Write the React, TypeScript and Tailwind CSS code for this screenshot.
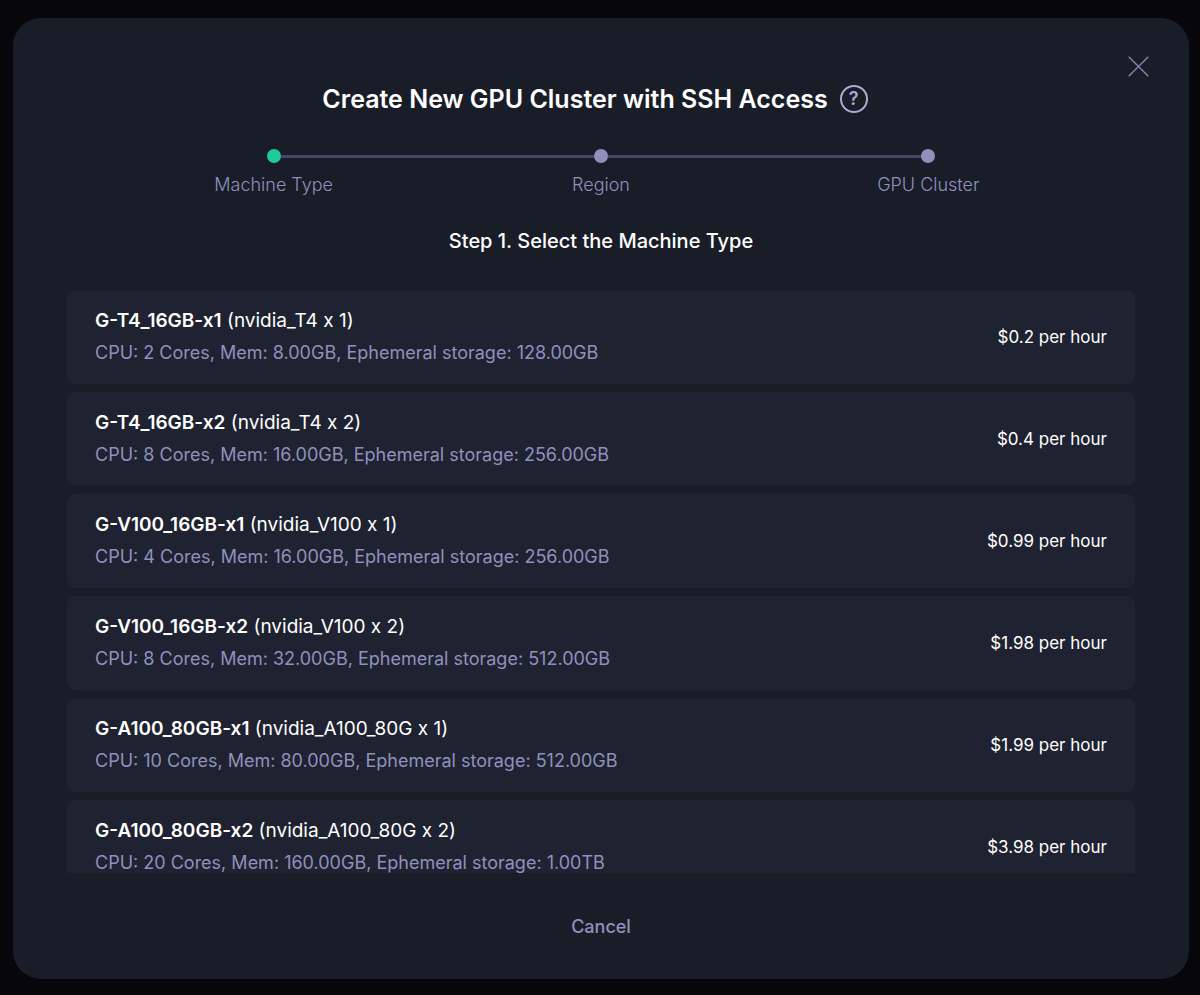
type Machine = {
  name: string;
  gpu: string;
  cpu: number;
  mem: string;
  storage: string;
  price: string;
};

const STEPS = ["Machine Type", "Region", "GPU Cluster"];

const MACHINES: Machine[] = [
  { name: "G-T4_16GB-x1", gpu: "nvidia_T4 x 1", cpu: 2, mem: "8.00GB", storage: "128.00GB", price: "$0.2" },
  { name: "G-T4_16GB-x2", gpu: "nvidia_T4 x 2", cpu: 8, mem: "16.00GB", storage: "256.00GB", price: "$0.4" },
  { name: "G-V100_16GB-x1", gpu: "nvidia_V100 x 1", cpu: 4, mem: "16.00GB", storage: "256.00GB", price: "$0.99" },
  { name: "G-V100_16GB-x2", gpu: "nvidia_V100 x 2", cpu: 8, mem: "32.00GB", storage: "512.00GB", price: "$1.98" },
  { name: "G-A100_80GB-x1", gpu: "nvidia_A100_80G x 1", cpu: 10, mem: "80.00GB", storage: "512.00GB", price: "$1.99" },
  { name: "G-A100_80GB-x2", gpu: "nvidia_A100_80G x 2", cpu: 20, mem: "160.00GB", storage: "1.00TB", price: "$3.98" },
];

function Stepper({ current }: { current: number }) {
  return (
    <ol className="grid grid-cols-3 px-[43px]">
      {STEPS.map((label, i) => (
        <li key={label} aria-current={i === current ? "step" : undefined}>
          <div className="flex items-center">
            <span className={`h-[3px] flex-1 ${i === 0 ? "" : "bg-[#43456b]"}`} />
            <span className={`size-3.5 rounded-full ${i === current ? "bg-[#1dca9b]" : "bg-[#8f91bd]"}`} />
            <span className={`h-[3px] flex-1 ${i === STEPS.length - 1 ? "" : "bg-[#43456b]"}`} />
          </div>
          <p className="mt-2 text-center text-lg leading-7 font-light text-[#8f91bd]">{label}</p>
        </li>
      ))}
    </ol>
  );
}

function MachineRow({ machine }: { machine: Machine }) {
  return (
    <li>
      <button
        type="button"
        className="flex w-full items-center justify-between rounded-lg bg-[#1f2230] px-7 py-[15px] text-left leading-8 text-white"
      >
        <span>
          <span className="block text-[19px]">
            {/* calt would turn the "x" between digits into a multiplication sign */}
            <span className="font-semibold">{machine.name}</span>{" "}
            <span className="[font-variant-ligatures:no-contextual]">({machine.gpu})</span>
          </span>
          <span className="block text-lg leading-8 text-[#8f91bd]">
            CPU: {machine.cpu} Cores, Mem: {machine.mem}, Ephemeral storage: {machine.storage}
          </span>
        </span>
        <span className="text-[17px]">{machine.price} per hour</span>
      </button>
    </li>
  );
}

export default function App() {
  return (
    <div className="flex h-screen bg-[#06060b] pt-[18px] pr-[11px] pb-4 pl-[13px] font-['Inter',sans-serif]">
      <div
        role="dialog"
        aria-labelledby="dialog-title"
        className="flex min-w-0 flex-1 flex-col rounded-[28px] bg-[#191d28] px-[54px] pt-[38px] pb-[38px]"
      >
        <button type="button" aria-label="Close" className="-mr-3.5 self-end text-[#8385ae]">
          <svg viewBox="0 0 21 21" className="size-[21px]" fill="none" stroke="currentColor" strokeWidth="1.4">
            <path d="M0.7 0.7L20.3 20.3M20.3 0.7L0.7 20.3" />
          </svg>
        </button>

        <div className="mt-1 flex items-center justify-center gap-3 pr-3">
          <h1 id="dialog-title" className="text-[25px] leading-9 font-semibold text-white">
            Create New GPU Cluster with SSH Access
          </h1>
          <button
            type="button"
            aria-label="Help"
            className="flex size-7 items-center justify-center rounded-full border-2 border-[#a9abcf] text-lg leading-6 font-semibold text-[#a9abcf]"
          >
            ?
          </button>
        </div>

        <div className="mt-8">
          <Stepper current={0} />
        </div>

        <h2 className="mt-7 text-center text-xl leading-7 font-medium text-white">
          Step 1. Select the Machine Type
        </h2>

        <ul className="mt-[35px] flex min-h-0 flex-1 flex-col gap-2 overflow-y-auto [scrollbar-width:none]">
          {MACHINES.map((m) => (
            <MachineRow key={m.name} machine={m} />
          ))}
        </ul>

        <button type="button" className="mt-10 self-center text-lg leading-7 font-medium text-[#8f91bd]">
          Cancel
        </button>
      </div>
    </div>
  );
}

__The exercise__: Return the listing above word for word, with the pictures removed.

__Answer for this exercise__:
Write the React, TypeScript and Tailwind CSS code for this screenshot.
type Machine = {
  name: string;
  gpu: string;
  cpu: number;
  mem: string;
  storage: string;
  price: string;
};

const STEPS = ["Machine Type", "Region", "GPU Cluster"];

const MACHINES: Machine[] = [
  { name: "G-T4_16GB-x1", gpu: "nvidia_T4 x 1", cpu: 2, mem: "8.00GB", storage: "128.00GB", price: "$0.2" },
  { name: "G-T4_16GB-x2", gpu: "nvidia_T4 x 2", cpu: 8, mem: "16.00GB", storage: "256.00GB", price: "$0.4" },
  { name: "G-V100_16GB-x1", gpu: "nvidia_V100 x 1", cpu: 4, mem: "16.00GB", storage: "256.00GB", price: "$0.99" },
  { name: "G-V100_16GB-x2", gpu: "nvidia_V100 x 2", cpu: 8, mem: "32.00GB", storage: "512.00GB", price: "$1.98" },
  { name: "G-A100_80GB-x1", gpu: "nvidia_A100_80G x 1", cpu: 10, mem: "80.00GB", storage: "512.00GB", price: "$1.99" },
  { name: "G-A100_80GB-x2", gpu: "nvidia_A100_80G x 2", cpu: 20, mem: "160.00GB", storage: "1.00TB", price: "$3.98" },
];

function Stepper({ current }: { current: number }) {
  return (
    <ol className="grid grid-cols-3 px-[43px]">
      {STEPS.map((label, i) => (
        <li key={label} aria-current={i === current ? "step" : undefined}>
          <div className="flex items-center">
            <span className={`h-[3px] flex-1 ${i === 0 ? "" : "bg-[#43456b]"}`} />
            <span className={`size-3.5 rounded-full ${i === current ? "bg-[#1dca9b]" : "bg-[#8f91bd]"}`} />
            <span className={`h-[3px] flex-1 ${i === STEPS.length - 1 ? "" : "bg-[#43456b]"}`} />
          </div>
          <p className="mt-2 text-center text-lg leading-7 font-light text-[#8f91bd]">{label}</p>
        </li>
      ))}
    </ol>
  );
}

function MachineRow({ machine }: { machine: Machine }) {
  return (
    <li>
      <button
        type="button"
        className="flex w-full items-center justify-between rounded-lg bg-[#1f2230] px-7 py-[15px] text-left leading-8 text-white"
      >
        <span>
          <span className="block text-[19px]">
            {/* calt would turn the "x" between digits into a multiplication sign */}
            <span className="font-semibold">{machine.name}</span>{" "}
            <span className="[font-variant-ligatures:no-contextual]">({machine.gpu})</span>
          </span>
          <span className="block text-lg leading-8 text-[#8f91bd]">
            CPU: {machine.cpu} Cores, Mem: {machine.mem}, Ephemeral storage: {machine.storage}
          </span>
        </span>
        <span className="text-[17px]">{machine.price} per hour</span>
      </button>
    </li>
  );
}

export default function App() {
  return (
    <div className="flex h-screen bg-[#06060b] pt-[18px] pr-[11px] pb-4 pl-[13px] font-['Inter',sans-serif]">
      <div
        role="dialog"
        aria-labelledby="dialog-title"
        className="flex min-w-0 flex-1 flex-col rounded-[28px] bg-[#191d28] px-[54px] pt-[38px] pb-[38px]"
      >
        <button type="button" aria-label="Close" className="-mr-3.5 self-end text-[#8385ae]">
          <svg viewBox="0 0 21 21" className="size-[21px]" fill="none" stroke="currentColor" strokeWidth="1.4">
            <path d="M0.7 0.7L20.3 20.3M20.3 0.7L0.7 20.3" />
          </svg>
        </button>

        <div className="mt-1 flex items-center justify-center gap-3 pr-3">
          <h1 id="dialog-title" className="text-[25px] leading-9 font-semibold text-white">
            Create New GPU Cluster with SSH Access
          </h1>
          <button
            type="button"
            aria-label="Help"
            className="flex size-7 items-center justify-center rounded-full border-2 border-[#a9abcf] text-lg leading-6 font-semibold text-[#a9abcf]"
          >
            ?
          </button>
        </div>

        <div className="mt-8">
          <Stepper current={0} />
        </div>

        <h2 className="mt-7 text-center text-xl leading-7 font-medium text-white">
          Step 1. Select the Machine Type
        </h2>

        <ul className="mt-[35px] flex min-h-0 flex-1 flex-col gap-2 overflow-y-auto [scrollbar-width:none]">
          {MACHINES.map((m) => (
            <MachineRow key={m.name} machine={m} />
          ))}
        </ul>

        <button type="button" className="mt-10 self-center text-lg leading-7 font-medium text-[#8f91bd]">
          Cancel
        </button>
      </div>
    </div>
  );
}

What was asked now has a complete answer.